I’m disinterested in industrial earnings power because I fear GDP momentum turns south.The stock market still pricey, selling at what I perceive as 20 times forward 12 months earnings power. On stagnant earnings the market can be crushed down to 15 times earnings. Most growth stocks do shed their multipliers and likewise lose any premium valuation as shown here.


Disbelief in Growth Surfaces

Note here how prime growth stocks shed their huge premiums to the market. It didn’t take very long. Many later sold at market discounts, inclusive of Microsoft and Apple. Fundamentally, growth, stocks, traced a downward slope with the exception of Intel. Remember, the Internet bubble in 19 99–2000 when the market traded at 20 times earnings, not much more than today.

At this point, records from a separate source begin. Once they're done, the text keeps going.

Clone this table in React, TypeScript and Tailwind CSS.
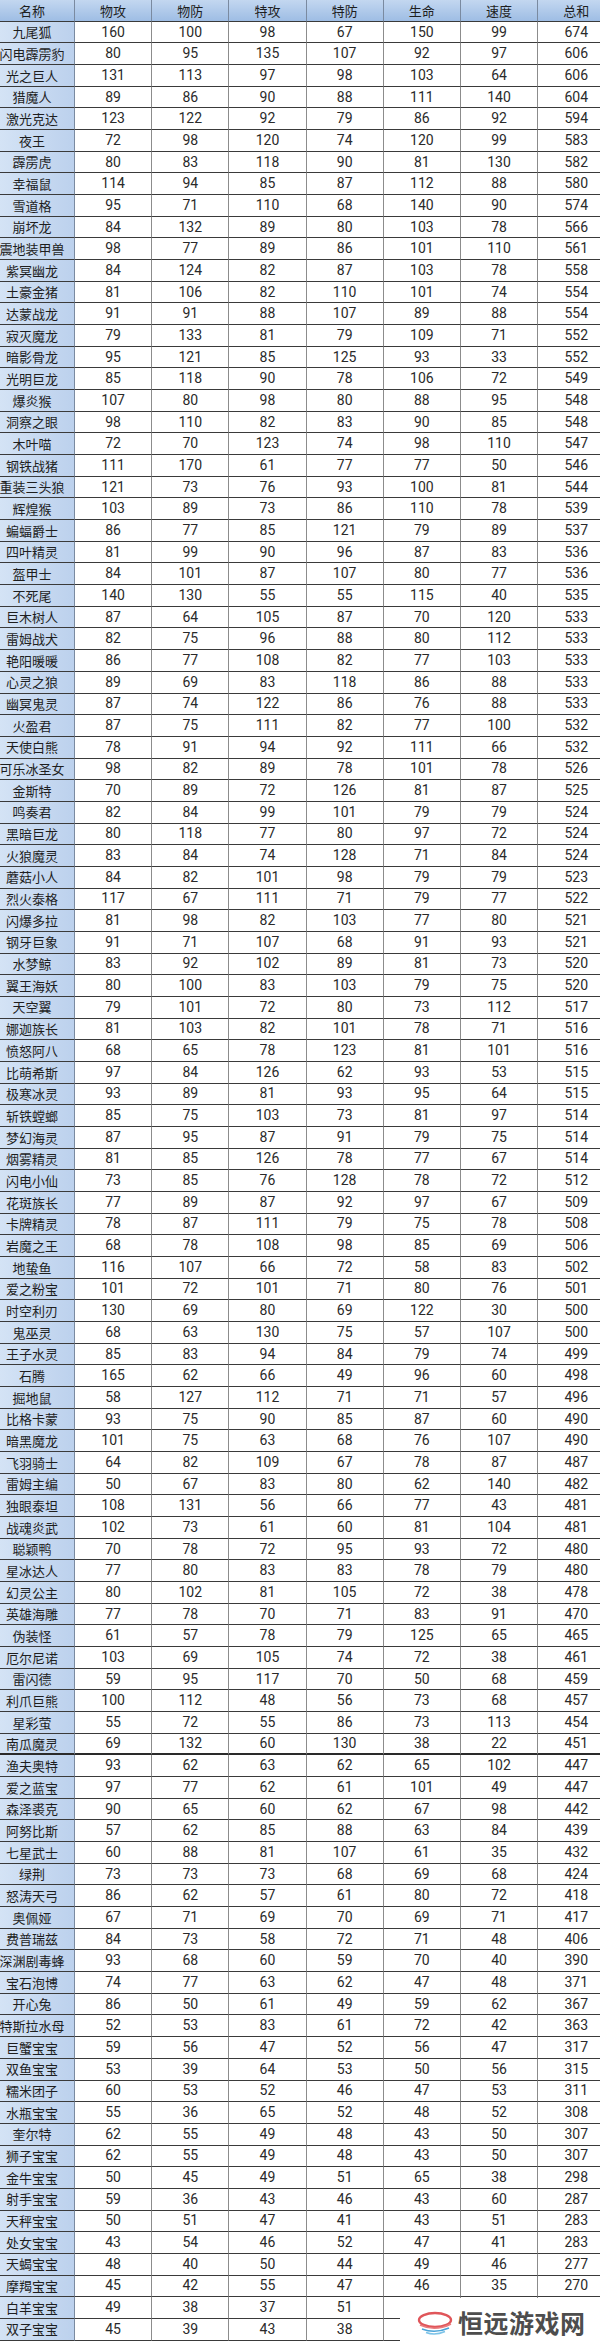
import React from "react";

type Row = [string, ...(number | null)[]];

const HEAD = ["名称", "物攻", "物防", "特攻", "特防", "生命", "速度", "总和"];

// name, 物攻, 物防, 特攻, 特防, 生命, 速度, 总和
const ROWS: Row[] = [
  ["九尾狐", 160, 100, 98, 67, 150, 99, 674],
  ["闪电霹雳豹", 80, 95, 135, 107, 92, 97, 606],
  ["光之巨人", 131, 113, 97, 98, 103, 64, 606],
  ["猎魔人", 89, 86, 90, 88, 111, 140, 604],
  ["激光克达", 123, 122, 92, 79, 86, 92, 594],
  ["夜王", 72, 98, 120, 74, 120, 99, 583],
  ["霹雳虎", 80, 83, 118, 90, 81, 130, 582],
  ["幸福鼠", 114, 94, 85, 87, 112, 88, 580],
  ["雪道格", 95, 71, 110, 68, 140, 90, 574],
  ["崩坏龙", 84, 132, 89, 80, 103, 78, 566],
  ["震地装甲兽", 98, 77, 89, 86, 101, 110, 561],
  ["紫冥幽龙", 84, 124, 82, 87, 103, 78, 558],
  ["土豪金猪", 81, 106, 82, 110, 101, 74, 554],
  ["达蒙战龙", 91, 91, 88, 107, 89, 88, 554],
  ["寂灭魔龙", 79, 133, 81, 79, 109, 71, 552],
  ["暗影骨龙", 95, 121, 85, 125, 93, 33, 552],
  ["光明巨龙", 85, 118, 90, 78, 106, 72, 549],
  ["爆炎猴", 107, 80, 98, 80, 88, 95, 548],
  ["洞察之眼", 98, 110, 82, 83, 90, 85, 548],
  ["木叶喵", 72, 70, 123, 74, 98, 110, 547],
  ["钢铁战猪", 111, 170, 61, 77, 77, 50, 546],
  ["重装三头狼", 121, 73, 76, 93, 100, 81, 544],
  ["辉煌猴", 103, 89, 73, 86, 110, 78, 539],
  ["蝙蝠爵士", 86, 77, 85, 121, 79, 89, 537],
  ["四叶精灵", 81, 99, 90, 96, 87, 83, 536],
  ["盔甲士", 84, 101, 87, 107, 80, 77, 536],
  ["不死尾", 140, 130, 55, 55, 115, 40, 535],
  ["巨木树人", 87, 64, 105, 87, 70, 120, 533],
  ["雷姆战犬", 82, 75, 96, 88, 80, 112, 533],
  ["艳阳暖暖", 86, 77, 108, 82, 77, 103, 533],
  ["心灵之狼", 89, 69, 83, 118, 86, 88, 533],
  ["幽冥鬼灵", 87, 74, 122, 86, 76, 88, 533],
  ["火盈君", 87, 75, 111, 82, 77, 100, 532],
  ["天使白熊", 78, 91, 94, 92, 111, 66, 532],
  ["可乐冰圣女", 98, 82, 89, 78, 101, 78, 526],
  ["金斯特", 70, 89, 72, 126, 81, 87, 525],
  ["鸣奏君", 82, 84, 99, 101, 79, 79, 524],
  ["黑暗巨龙", 80, 118, 77, 80, 97, 72, 524],
  ["火狼魔灵", 83, 84, 74, 128, 71, 84, 524],
  ["蘑菇小人", 84, 82, 101, 98, 79, 79, 523],
  ["烈火泰格", 117, 67, 111, 71, 79, 77, 522],
  ["闪爆多拉", 81, 98, 82, 103, 77, 80, 521],
  ["钢牙巨象", 91, 71, 107, 68, 91, 93, 521],
  ["水梦鲸", 83, 92, 102, 89, 81, 73, 520],
  ["翼王海妖", 80, 100, 83, 103, 79, 75, 520],
  ["天空翼", 79, 101, 72, 80, 73, 112, 517],
  ["娜迦族长", 81, 103, 82, 101, 78, 71, 516],
  ["愤怒阿八", 68, 65, 78, 123, 81, 101, 516],
  ["比萌希斯", 97, 84, 126, 62, 93, 53, 515],
  ["极寒冰灵", 93, 89, 81, 93, 95, 64, 515],
  ["斩铁螳螂", 85, 75, 103, 73, 81, 97, 514],
  ["梦幻海灵", 87, 95, 87, 91, 79, 75, 514],
  ["烟雾精灵", 81, 85, 126, 78, 77, 67, 514],
  ["闪电小仙", 73, 85, 76, 128, 78, 72, 512],
  ["花斑族长", 77, 89, 87, 92, 97, 67, 509],
  ["卡牌精灵", 78, 87, 111, 79, 75, 78, 508],
  ["岩魔之王", 68, 78, 108, 98, 85, 69, 506],
  ["地蛰鱼", 116, 107, 66, 72, 58, 83, 502],
  ["爱之粉宝", 101, 72, 101, 71, 80, 76, 501],
  ["时空利刃", 130, 69, 80, 69, 122, 30, 500],
  ["鬼巫灵", 68, 63, 130, 75, 57, 107, 500],
  ["王子水灵", 85, 83, 94, 84, 79, 74, 499],
  ["石腾", 165, 62, 66, 49, 96, 60, 498],
  ["掘地鼠", 58, 127, 112, 71, 71, 57, 496],
  ["比格卡蒙", 93, 75, 90, 85, 87, 60, 490],
  ["暗黑魔龙", 101, 75, 63, 68, 76, 107, 490],
  ["飞羽骑士", 64, 82, 109, 67, 78, 87, 487],
  ["雷姆主编", 50, 67, 83, 80, 62, 140, 482],
  ["独眼泰坦", 108, 131, 56, 66, 77, 43, 481],
  ["战魂炎武", 102, 73, 61, 60, 81, 104, 481],
  ["聪颖鸭", 70, 78, 72, 95, 93, 72, 480],
  ["星冰达人", 77, 80, 83, 83, 78, 79, 480],
  ["幻灵公主", 80, 102, 81, 105, 72, 38, 478],
  ["英雄海雕", 77, 78, 70, 71, 83, 91, 470],
  ["伪装怪", 61, 57, 78, 79, 125, 65, 465],
  ["厄尔尼诺", 103, 69, 105, 74, 72, 38, 461],
  ["雷闪德", 59, 95, 117, 70, 50, 68, 459],
  ["利爪巨熊", 100, 112, 48, 56, 73, 68, 457],
  ["星彩萤", 55, 72, 55, 86, 73, 113, 454],
  ["南瓜魔灵", 69, 132, 60, 130, 38, 22, 451],
  ["渔夫奥特", 93, 62, 63, 62, 65, 102, 447],
  ["爱之蓝宝", 97, 77, 62, 61, 101, 49, 447],
  ["森泽裘克", 90, 65, 60, 62, 67, 98, 442],
  ["阿努比斯", 57, 62, 85, 88, 63, 84, 439],
  ["七星武士", 60, 88, 81, 107, 61, 35, 432],
  ["绿荆", 73, 73, 73, 68, 69, 68, 424],
  ["怒涛天弓", 86, 62, 57, 61, 80, 72, 418],
  ["奥佩娅", 67, 71, 69, 70, 69, 71, 417],
  ["费普瑞兹", 84, 73, 58, 72, 71, 48, 406],
  ["深渊剧毒蜂", 93, 68, 60, 59, 70, 40, 390],
  ["宝石泡博", 74, 77, 63, 62, 47, 48, 371],
  ["开心兔", 86, 50, 61, 49, 59, 62, 367],
  ["特斯拉水母", 52, 53, 83, 61, 72, 42, 363],
  ["巨蟹宝宝", 59, 56, 47, 52, 56, 47, 317],
  ["双鱼宝宝", 53, 39, 64, 53, 50, 56, 315],
  ["糯米团子", 60, 53, 52, 46, 47, 53, 311],
  ["水瓶宝宝", 55, 36, 65, 52, 48, 52, 308],
  ["奎尔特", 62, 55, 49, 48, 43, 50, 307],
  ["狮子宝宝", 62, 55, 49, 48, 43, 50, 307],
  ["金牛宝宝", 50, 45, 49, 51, 65, 38, 298],
  ["射手宝宝", 59, 36, 43, 46, 43, 60, 287],
  ["天秤宝宝", 50, 51, 47, 41, 43, 51, 283],
  ["处女宝宝", 43, 54, 46, 52, 47, 41, 283],
  ["天蝎宝宝", 48, 40, 50, 44, 49, 46, 277],
  ["摩羯宝宝", 45, 42, 55, 47, 46, 35, 270],
  ["白羊宝宝", 49, 38, 37, 51, null, null, null],
  ["双子宝宝", 45, 39, 43, 38, null, null, null],
];

const CJK = "font-['Noto_Sans_CJK_SC','Noto_Sans',sans-serif]";

function Watermark() {
  return (
    <div className="absolute left-[400px] top-[2298px] flex h-[49px] w-[200px] items-center gap-[4px] bg-white pl-[16px]">
      <svg width="38" height="26" viewBox="0 0 38 26">
        <ellipse cx="19" cy="10" rx="16" ry="7" fill="none" stroke="#e0565a" strokeWidth="2.4" />
        <path d="M4 15 Q19 22 35 14" fill="none" stroke="#e97c7e" strokeWidth="1.6" />
        <path d="M6 19 Q19 24 33 18" fill="none" stroke="#4aa3d8" strokeWidth="1.6" />
        <path d="M10 22.5 Q19 26 29 21.5" fill="none" stroke="#7cc3e8" strokeWidth="1.4" />
      </svg>
      <span className={`${CJK} text-[25px] font-bold leading-none tracking-[0.5px] text-[#4d4d4d]`}>
        恒远游戏网
      </span>
    </div>
  );
}

export default function App() {
  return (
    <div className="relative h-[2347px] w-[600px] overflow-hidden bg-white">
      <div className="grid grid-cols-[75px_repeat(7,77.2px)] auto-rows-[21.68px]">
        {HEAD.map((h, i) => (
          <div
            key={h}
            className={`${CJK} flex items-center justify-center border-b border-r border-b-[#3a3a3a] border-r-[#7a8aa0] bg-gradient-to-b from-[#c3d7f0] to-[#9ebde4] text-[13px] text-[#1e1e1e] ${i === 0 ? "pr-[10px]" : ""}`}
          >
            {h}
          </div>
        ))}
        {ROWS.map((row, r) => {
          const thick = row[0] === "南瓜魔灵";
          return (
            <React.Fragment key={row[0] + r}>
              <div
                className={`${CJK} flex items-center justify-center whitespace-nowrap border-r border-r-[#7a8aa0] bg-gradient-to-r from-[#d4e3f5] to-[#bcd1ed] pr-[10px] text-[13px] text-[#1e1e1e] ${thick ? "border-b-2 border-b-[#2a2a2a]" : "border-b border-b-[#3a3a3a]"}`}
              >
                {row[0]}
              </div>
              {row.slice(1).map((v, c) => (
                <div
                  key={c}
                  className={`flex items-center justify-center border-r border-r-[#8c8c8c] font-['Roboto','Liberation_Sans',sans-serif] text-[14px] text-[#2a2a2a] ${thick ? "border-b-2 border-b-[#2a2a2a]" : "border-b border-b-[#3a3a3a]"}`}
                >
                  {v ?? ""}
                </div>
              ))}
            </React.Fragment>
          );
        })}
      </div>
      <Watermark />
    </div>
  );
}
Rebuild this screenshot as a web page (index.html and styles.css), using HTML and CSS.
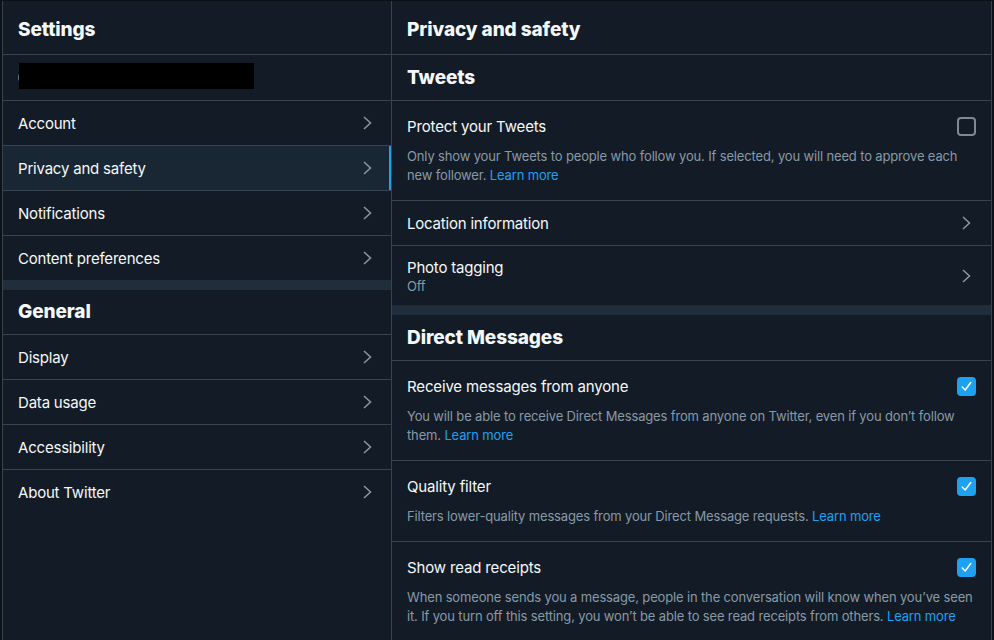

Going back to the gut wrenching recession of 1973–’74, earnings then collapsed for Polaroid, Xerox, Avon and Eastman Kodak. They never recovered. Such tarnish lasted and lasted.


In 1962 during the Cuban missile crisis, the market sold down to book value and 10 times earnings. I was a buyer. After all, I had very little to lose. Recently arrived on the Street, just pocket change to my name. But, I quickly learned to leverage myself for all the money brokers would bear at 10% margin. They’d mark you to market daily. Put up more or else.


Markets never carry a risk premium for terrorism, even for wars. I noted in 1962 during the Cuban missle face-off, our airports stayed open. You could hop a jet to Toronto and rest comfortably there. When your sideburns turn gray, your mind is not so flexible.


Investors with a sense of history know that the rate of return on equities can be negative for a 10-year span. The historic return comes in at 6.1% when the inflation adjusted return on 10-year Treasury is 3.7%. Today, 10-year Treasuries yield nearly 4%, not competitive for inflation even if you penciled in 2%.


Net, net, financial markets rest too pricey. We need to see progressive good numbers recharging the averages.